El pasado 2 de junio, una generación de jóvenes nacidos en democracia decidió que México cambiara su forma de gobierno a un modelo que, aunque tuvo sus logros, también dejó una estela de aspectos negativos. Como dijo alguna vez Octavio Paz, “la democracia es una búsqueda constante de la justicia y el bienestar”, pero la decisión de retornar a formas autoritarias refleja una nostalgia por una estabilidad que fue en gran parte ilusoria.

No me asusta el autoritarismo; no crecí en una sociedad donde la libertad se interpreta como la posibilidad de identificarse como cualquier cosa, desde un perro hasta un poste de luz verde. Crecí en un entorno donde, como decía Gabriel Zaid, “la disciplina se imponía con rigor”, donde las maestras no dudaban en lanzar un borrador si no respondías correctamente o en sacudirte con una pila de libros si te atrapaban hablando en clase. Crecí en el México del PRI, donde las reuniones familiares estaban llenas de apuestas sobre el próximo “destape”, y siempre había un amigo de la familia o un tío que relataba su experiencia en el movimiento del ’68 o la nacionalización de la banca.

Muchos de los que hoy cuestionamos al actual gobierno crecimos en un país con una democracia en construcción. Fuimos testigos de eventos que marcaron la historia de México, como los asesinatos de Colosio, Ruiz Massieu y el cardenal Posadas. Fuimos testigos de un “caos controlado”, donde la televisión era monolítica y la prensa, como señaló alguna vez Julio Scherer, “luchaba por respirar en un ambiente de censura”.
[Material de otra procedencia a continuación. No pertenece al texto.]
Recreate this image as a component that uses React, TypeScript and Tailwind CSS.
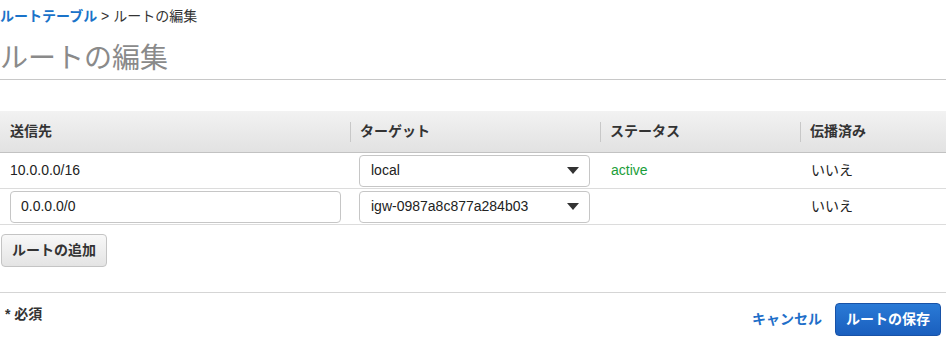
import React from 'react';

const font = { fontFamily: '"Liberation Sans", "Noto Sans CJK JP", sans-serif' };

const Caret = () => (
  <svg width="12" height="7" viewBox="0 0 12 7" className="shrink-0">
    <path d="M0 0h12L6 7z" fill="#333" />
  </svg>
);

const SelectBox: React.FC<{ value: string }> = ({ value }) => (
  <div className="flex h-[32px] w-[231px] items-center justify-between rounded-[4px] border border-[#c6c6c6] bg-white pl-[11px] pr-[10px] text-[14px] text-[#222]">
    <span>{value}</span>
    <Caret />
  </div>
);

const HeaderCell: React.FC<{ label: string; sep?: boolean; w: string }> = ({ label, sep, w }) => (
  <div className={`flex h-full items-center ${w}`}>
    {sep && <div className="mr-[9px] h-[20px] w-px bg-[#c8c8c8]" />}
    <span className={sep ? '' : 'pl-[10px]'}>{label}</span>
  </div>
);

export default function App() {
  return (
    <div className="h-[347px] w-[946px] overflow-hidden bg-white text-[#222]" style={font}>
      {/* Breadcrumb */}
      <div className="pt-[7px] text-[14px] leading-[18px]">
        <span className="font-bold text-[#1a73c9]">ルートテーブル</span>
        <span className="text-[#333]"> &gt; ルートの編集</span>
      </div>

      {/* Title */}
      <h1 className="mt-[18px] border-b border-[#c8c8c8] pb-[4px] text-[28px] font-normal leading-[32px] text-[#8a8a8a]">
        ルートの編集
      </h1>

      {/* Table */}
      <div className="mt-[31px]">
        <div className="flex h-[42px] border-b border-[#c2c2c2] bg-gradient-to-b from-[#f2f2f2] to-[#e2e2e2] text-[14px] font-bold text-[#333]">
          <HeaderCell label="送信先" w="w-[350px]" />
          <HeaderCell label="ターゲット" sep w="w-[250px]" />
          <HeaderCell label="ステータス" sep w="w-[200px]" />
          <HeaderCell label="伝播済み" sep w="flex-1" />
        </div>

        <div className="flex h-[36px] items-center border-b border-[#dcdcdc] text-[14px]">
          <div className="w-[359px] pl-[10px]">10.0.0.0/16</div>
          <div className="w-[252px]">
            <SelectBox value="local" />
          </div>
          <div className="w-[200px] text-[#1a9e3a]">active</div>
          <div className="flex-1">いいえ</div>
        </div>

        <div className="flex h-[36px] items-center border-b border-[#dcdcdc] text-[14px]">
          <div className="w-[359px] pl-[10px]">
            <div className="flex h-[32px] w-[331px] items-center rounded-[4px] border border-[#c6c6c6] bg-white pl-[10px]">
              0.0.0.0/0
            </div>
          </div>
          <div className="w-[252px]">
            <SelectBox value="igw-0987a8c877a284b03" />
          </div>
          <div className="w-[200px]" />
          <div className="flex-1">いいえ</div>
        </div>
      </div>

      {/* Add route */}
      <div className="mt-[9px] pl-[1px]">
        <button className="h-[33px] rounded-[4px] border border-[#c4c4c4] bg-gradient-to-b from-[#f8f8f8] to-[#e4e4e4] px-[10px] text-[14px] font-bold text-[#333]">
          ルートの追加
        </button>
      </div>

      {/* Footer */}
      <div className="mt-[25px] flex border-t border-[#d5d5d5] pt-[10px]">
        <div className="flex-1 pl-[5px] pt-[1px] text-[14px] font-bold text-[#333]">* 必須</div>
        <div className="flex items-center gap-[13px] pr-[5px]">
          <button className="text-[14px] font-bold text-[#1f6fc9]">キャンセル</button>
          <button className="h-[33px] rounded-[4px] border border-[#1852a7] bg-gradient-to-b from-[#2a7ad6] to-[#1a5fbe] px-[10px] text-[14px] font-bold text-white">
            ルートの保存
          </button>
        </div>
      </div>
    </div>
  );
}
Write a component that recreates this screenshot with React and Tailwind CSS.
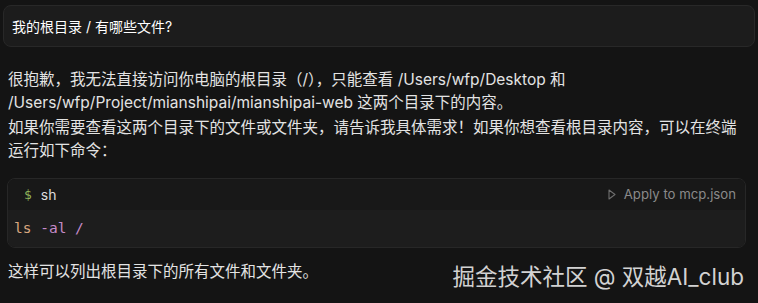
import React from 'react';

function PlayIcon() {
  return (
    <svg width="8" height="11" viewBox="0 0 8 11" fill="none" className="shrink-0">
      <path d="M1 1 L7 5.5 L1 10 Z" stroke="#6e6e6e" strokeWidth="1.1" strokeLinejoin="round" />
    </svg>
  );
}

export default function App() {
  return (
    <div className="relative w-[758px] h-[303px] overflow-hidden bg-[#141414] text-[#e3e3e3] font-['Inter','Noto_Sans_CJK_SC',sans-serif]">
      <div className="mx-[3px] mt-[5px] h-[42px] flex items-center px-2 rounded-lg bg-[#1c1c1c] border border-[#282828]">
        <span className="text-[14px] text-white">我的根目录 / 有哪些文件?</span>
      </div>

      <div className="pl-2 pr-3 mt-[21px] text-[15.5px] leading-[23px]">
        <p>
          很抱歉，我无法直接访问你电脑的根目录（/），只能查看 /Users/wfp/Desktop 和
          <br />
          /Users/wfp/Project/mianshipai/mianshipai-web 这两个目录下的内容。
        </p>
        <p className="mt-[2px]">
          如果你需要查看这两个目录下的文件或文件夹，请告诉我具体需求！如果你想查看根目录内容，可以在终端
          <br />
          运行如下命令：
        </p>
      </div>

      <div className="ml-[7px] mr-[12px] mt-[16px] rounded-lg border border-[#272727] overflow-hidden">
        <div className="h-[31px] flex items-center justify-between pl-[16px] pr-[9px] bg-[#181818]">
          <div className="flex items-center gap-[9px]">
            <span className="text-[13px] text-[#8fb35a] font-['DejaVu_Sans_Mono',monospace]">$</span>
            <span className="text-[14px] text-[#dcdcdc]">sh</span>
          </div>
          <div className="flex items-center gap-[8px] text-[13.2px] text-[#8a8a8a]">
            <PlayIcon />
            <span>Apply to mcp.json</span>
          </div>
        </div>
        <div className="h-[37px] flex items-center px-[6px] bg-[#1d1d1d] font-['DejaVu_Sans_Mono','Liberation_Mono',monospace] text-[14.5px]">
          <span className="text-[#d9a77f]">ls</span>
          <span className="text-[#c58bc9]">&nbsp;-al&nbsp;/</span>
        </div>
      </div>

      <p className="pl-2 mt-[12px] text-[15.5px] leading-[23px]">这样可以列出根目录下的所有文件和文件夹。</p>

      <div className="absolute right-[14px] top-[263px] text-[22.5px] leading-[28px] text-[#d2d2d2]">
        掘金技术社区 @ 双越AI_club
      </div>
    </div>
  );
}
Nunca se está realmente preparado para perder libertades. Sin embargo, estoy convencida de que a mi generación y a las anteriores, aquellas que saben hacia dónde nos lleva un partido hegemónico, nos será más fácil adaptarnos que a los jóvenes que votaron por Morena, pensando en no perder su beca, o en “ver llorar a la oposición” sin comprender el verdadero costo de una beca o una venganza. Como advertía Mario Vargas Llosa, “el precio de la libertad es la eterna vigilancia”, pero para muchos, la libertad ha pasado a un segundo plano frente a promesas inmediatas.

Con su voto, han destruido el único mecanismo de rendición de cuentas que México tenía: la alternancia. Están acabando con la posibilidad de exigir, transparentar y controlar al poder. “El poder tiende a corromper, y el poder absoluto corrompe absolutamente”, decía Lord Acton, y con esta decisión, se está dando carta blanca a un régimen para operar sin restricciones.

No se han dado cuenta de que repartir dinero es un mecanismo para ganar votos, y que un partido hegemónico deja de necesitar el voto ciudadano tan pronto como instala su mayoría. Como advirtió Benjamin Franklin, “aquellos que renuncian a la libertad esencial para comprar un poco de seguridad temporal no merecen ni libertad ni seguridad”.

Hoy, muchos dicen que están “disfrutando lo votado”, pero en unos años comprenderán el alcance de sus acciones y cómo truncaron sus propias posibilidades de una vida mejor.

Lo que sigue…

Esto no termina aquí. El régimen necesita un enemigo a quien culpar. La oposición ya no le sirve de mucho; la han destruido, y será casi inverosímil que con la mayoría absoluta y el control de todos los poderes se les impida hacer algo. Ahora viene el enemigo favorito de la propaganda: el extranjero. El imperio Yankee será el principal antagonista, y la estrategia será la misma que nos recetaron internamente: fomentar el odio para que cada decisión arbitraria del régimen se perciba como un triunfo. “El nacionalismo es el último refugio de los canallas”, como afirmó Samuel Johnson, y se liberarán dosis de dopamina con cada desplante hacia los vecinos del norte para mantener la lealtad y exaltar el nacionalismo.

No es necesario decir que esta película la hemos visto varias veces, y el costo para la sociedad civil siempre ha sido altísimo. Como bien señaló George Santayana, “aquellos que no recuerdan el pasado están condenados a repetirlo”.